I have to admit that I like listening to the little guy speak. My view of Ron Paul (and yes, I have read End the Fed, though I haven't had time to comment on it yet) is that he is a smart guy with good instincts and a good understanding of the events that have shaped monetary history in the U.S. and elsewhere. (This is unlike PK who, while also very smart, appears to have shaped his macroeconomic theory entirely on the apparent failure of a local babysitting cooperative).
Here is Ron Paul's attack on the Fed today: Fed Will Self-Destruct. I don't necessarily disagree with any of the points made in the written article (apart from the fact that Bernanke has never advocated 4% inflation). Some of the things he says in the video interview, however, seem rather strange.
With respect to our "deeply flawed monetary system" he appears to be concerned that one person (Bernanke) has the power to create $600B with the stroke of pen (out of thin air) and then spend it (foolishly).

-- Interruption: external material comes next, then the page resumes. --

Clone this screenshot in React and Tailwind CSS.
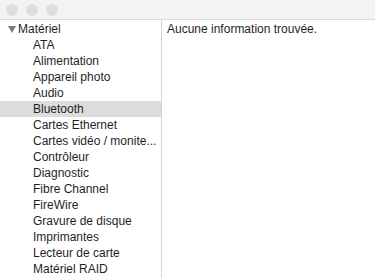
import React from 'react';

const items = [
  'ATA',
  'Alimentation',
  'Appareil photo',
  'Audio',
  'Bluetooth',
  'Cartes Ethernet',
  'Cartes vidéo / monite...',
  'Contrôleur',
  'Diagnostic',
  'Fibre Channel',
  'FireWire',
  'Gravure de disque',
  'Imprimantes',
  'Lecteur de carte',
  'Matériel RAID',
];

export default function App() {
  return (
    <div className="w-[375px] h-[278px] overflow-hidden bg-white text-[12px] text-[#1f1f1f]" style={{ fontFamily: '"Liberation Sans", Arial, sans-serif' }}>
      {/* title bar */}
      <div className="h-[20px] bg-[#f3f3f3] border-b border-[#d9d9d9] flex items-center gap-[8px] pl-[6px]">
        <span className="w-[12px] h-[12px] rounded-full bg-[#dedede]" />
        <span className="w-[12px] h-[12px] rounded-full bg-[#dedede]" />
        <span className="w-[12px] h-[12px] rounded-full bg-[#dedede]" />
      </div>
      <div className="flex h-[258px]">
        <div className="w-[162px] border-r border-[#d4d4d4] pt-[1px]">
          <div className="h-[16px] flex items-center pl-[8px]">
            <svg width="8" height="7" viewBox="0 0 8 7" className="mr-[2px]">
              <path d="M0 0 H8 L4 7 Z" fill="#7d7d7d" />
            </svg>
            <span>Matériel</span>
          </div>
          {items.map((name) => (
            <div
              key={name}
              className={`h-[16px] flex items-center pl-[33px] ${name === 'Bluetooth' ? 'bg-[#dcdcdc]' : ''}`}
            >
              {name}
            </div>
          ))}
        </div>
        <div className="flex-1 pl-[5px] pt-[1px]">
          <div className="h-[16px] flex items-center">Aucune information trouvée.</div>
        </div>
      </div>
    </div>
  );
}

Note: while the Fed is indeed able to create cash (or reserve balances) "out of thin air," under normal circumstances, the Fed is effectively prevented from spending this cash on anything other than U.S. government bonds. These bonds are also created "out of thin air" (they exist almost exclusively in book entry form). When the Fed purchases government bonds, it is really just swapping one form of air for another.
When phrased in this way, it becomes a little harder to see why a swap of Fed air for Treasury air should be inflationary (though note, his definition of inflation is money creation -- so of course he sees inflation everywhere, even though price-level inflation remains anemic).